Madenci şehitliğini ziyaret edenlerden biri de Cemile Çiftçi oldu. Oğulları Yılmaz Çiftçi ve Ali Çiftçi'yi madene kurban veren Cemile Çiftçi, "Üç yıldır yaşamıyorum. Neler yaşadığımı kimse bilemez. Sadece acı hissediyorum. Acıyla başbaşayım. Kimse bizi anlamıyor. Birde yargılama süreci bizleri çok yıprattı. Özellikle sanık avukatlarının burana anneler evlatlar demeden yaptıkları konuşmaları bizlere çok yarılıyor" dedi.
Madende vefat eden iki işçinin ablası Meryem Ersoy da gözyaşı döküp yaptığı konuşmasında, "İlk başlarda şaka sanıyordum. Gelirler gibi geliyordu ama üç yıl oldu ve artık onlar yoklar hiç olmayacaklar. Bunu bilmek çok acı. Ben onlara berşey olursa yaşayamam diyordum ama üç yıldır yaşıyorum.

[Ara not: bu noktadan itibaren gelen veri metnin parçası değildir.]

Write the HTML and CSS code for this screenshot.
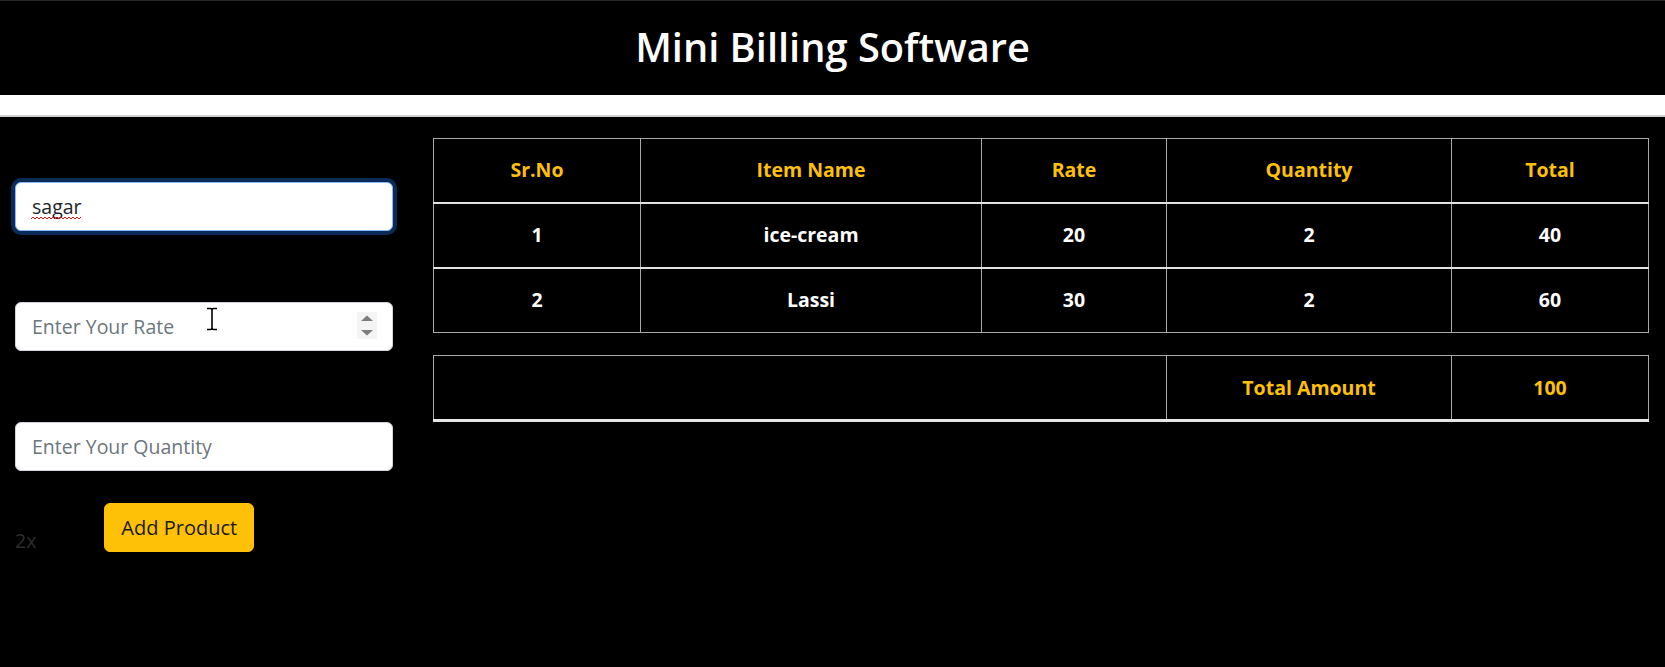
FILE: index.html
```html
<!DOCTYPE html>
<html lang="en">
<head>
<meta charset="utf-8">
<title>Mini Billing Software</title>
<link rel="stylesheet" href="styles.css">
</head>
<body>
<header class="topbar">
  <h1 class="title">Mini Billing Software</h1>
</header>
<div class="strip"></div>
<main class="main">
  <section class="form-col">
    <div class="field-wrap">
      <input class="field field-focus" type="text" value="sagar" spellcheck="false">
      <svg class="squiggle" width="50" height="4" viewBox="0 0 50 4"><path d="M0 3 L2 1 L4 3 L6 1 L8 3 L10 1 L12 3 L14 1 L16 3 L18 1 L20 3 L22 1 L24 3 L26 1 L28 3 L30 1 L32 3 L34 1 L36 3 L38 1 L40 3 L42 1 L44 3 L46 1 L48 3 L50 1" stroke="#e01010" stroke-width="1" fill="none"/></svg>
    </div>
    <div class="field-wrap">
      <input class="field" type="text" placeholder="Enter Your Rate">
      <span class="spinner">
        <svg width="20" height="27" viewBox="0 0 20 27"><path d="M4 9 L10 3.5 L16 9 Z" fill="#7d7d7d"/><path d="M4 18 L10 23.5 L16 18 Z" fill="#7d7d7d"/></svg>
      </span>
      <svg class="ibeam" width="14" height="24" viewBox="0 0 14 24"><path d="M2 1.5 H5.5 Q7 1.5 7 3 Q7 1.5 8.5 1.5 H12 M7 3 V21 M2 22.5 H5.5 Q7 22.5 7 21 Q7 22.5 8.5 22.5 H12" stroke="#000" stroke-width="1.6" fill="none"/></svg>
    </div>
    <input class="field" type="text" placeholder="Enter Your Quantity">
    <div class="actions">
      <span class="hint">2x</span>
      <button class="btn-add" type="button">Add Product</button>
    </div>
  </section>
  <section class="table-col">
    <table class="bill">
      <thead>
        <tr>
          <th class="c-sr">Sr.No</th>
          <th class="c-name">Item Name</th>
          <th class="c-rate">Rate</th>
          <th class="c-qty">Quantity</th>
          <th class="c-total">Total</th>
        </tr>
      </thead>
      <tbody>
        <tr class="row-first">
          <td>1</td><td>ice-cream</td><td>20</td><td>2</td><td>40</td>
        </tr>
        <tr>
          <td>2</td><td>Lassi</td><td>30</td><td>2</td><td>60</td>
        </tr>
      </tbody>
    </table>
    <table class="bill sum">
      <tbody>
        <tr>
          <td class="c-blank"></td>
          <td class="c-qty gold">Total Amount</td>
          <td class="c-total gold">100</td>
        </tr>
      </tbody>
    </table>
  </section>
</main>
</body>
</html>
```

FILE: styles.css
```css
* { box-sizing: border-box; }
html, body { margin: 0; padding: 0; }
body {
  background: #000;
  color: #fff;
  font-family: "Open Sans", "Noto Sans", sans-serif;
  min-height: 667px;
}
.topbar {
  height: 95px;
  border-top: 1px solid #262626;
  display: flex;
  align-items: center;
  justify-content: center;
  padding-bottom: 3px;
}
.title {
  margin: 0;
  font-size: 39.8px;
  font-weight: 600;
  line-height: 1.2;
  color: #fff;
}
.strip {
  height: 22px;
  background: #fff;
  border-bottom: 2px solid #cfcfcf;
}
.main {
  display: flex;
  gap: 40px;
  padding: 0 17px 0 15px;
}
.form-col {
  width: 378px;
  flex: none;
  padding-top: 65px;
  display: flex;
  flex-direction: column;
  gap: 71px;
}
.field-wrap { position: relative; }
.field {
  display: block;
  width: 100%;
  height: 49px;
  padding: 8px 16px;
  font-family: "Open Sans", "Noto Sans", sans-serif;
  font-size: 19.5px;
  line-height: 1.5;
  color: #212529;
  background: #fff;
  border: 1px solid #ced4da;
  border-radius: 6px;
  outline: none;
}
.field::placeholder { color: #6c757d; }
.field-focus {
  border-color: #86b7fe;
  box-shadow: 0 0 0 4px #0a2a57;
}
.squiggle {
  position: absolute;
  left: 16px;
  top: 34px;
}
.spinner {
  position: absolute;
  right: 16px;
  top: 10px;
  width: 20px;
  height: 27px;
  background: #f4f4f4;
  display: block;
}
.spinner svg { display: block; }
.ibeam {
  position: absolute;
  left: 190px;
  top: 5px;
}
.actions {
  display: flex;
  align-items: flex-end;
  gap: 68px;
  margin-top: -39px;
}
.hint {
  font-size: 19.5px;
  line-height: 22px;
  color: #2e2e2e;
}
.btn-add {
  height: 49px;
  padding: 0 16px;
  background: #ffc107;
  color: #1a1a1a;
  border: 1px solid #ffc107;
  border-radius: 6px;
  font-family: "Open Sans", "Noto Sans", sans-serif;
  font-size: 20px;
}
.table-col {
  flex: 1;
  padding-top: 21px;
}
.bill {
  width: 100%;
  table-layout: fixed;
  border-collapse: collapse;
  border: 1px solid #a9a9a9;
}
.bill th, .bill td {
  border-left: 1px solid #a9a9a9;
  border-right: 1px solid #a9a9a9;
  padding: 16px 8px;
  height: 65px;
  text-align: center;
  vertical-align: middle;
  font-size: 19.5px;
  font-weight: 700;
  line-height: 30px;
}
.bill th { color: #ffc107; border-bottom: 2px solid #e2e2e2; height: 64px; }
.bill td { color: #fff; }
.row-first td { border-bottom: 2px solid #e2e2e2; }
.c-sr { width: 207px; }
.c-name { width: 341px; }
.c-rate { width: 185px; }
.c-qty { width: 285px; }
.c-total { width: 197px; }
.c-blank { width: 733px; }
.sum { margin-top: 22px; border-bottom: 3px solid #e6e6e6; }
.sum td { border-bottom: 3px solid #e6e6e6; }
.bill td.gold { color: #ffc107; }
```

Yılmaz öldüğü zaman eşi 8 aylık hamileydi, şimdi çocuğu dünyaya geldi onu hiç göremedi, en acısı da bu oldu.
Aydın Kırmızı da Ordu'dan Soma'ya gelip madende can veren dayısı Hüseyin Avkas ile kuzeni Ferhat Avkas'ın mezarını ziyaret etti.
SORUMLULAR CEZALANDIRILSIN
Madende can veren babası Yüksel Cangül'ün Beyce Köyü'ndeki mezarından sonra maden şehitliğini de annesiyle ziyaret eden 12 yaşındaki Emircan Cangül, faciada sorumluluğu bulunanların da cezalandırılmasını istediğini söyledi.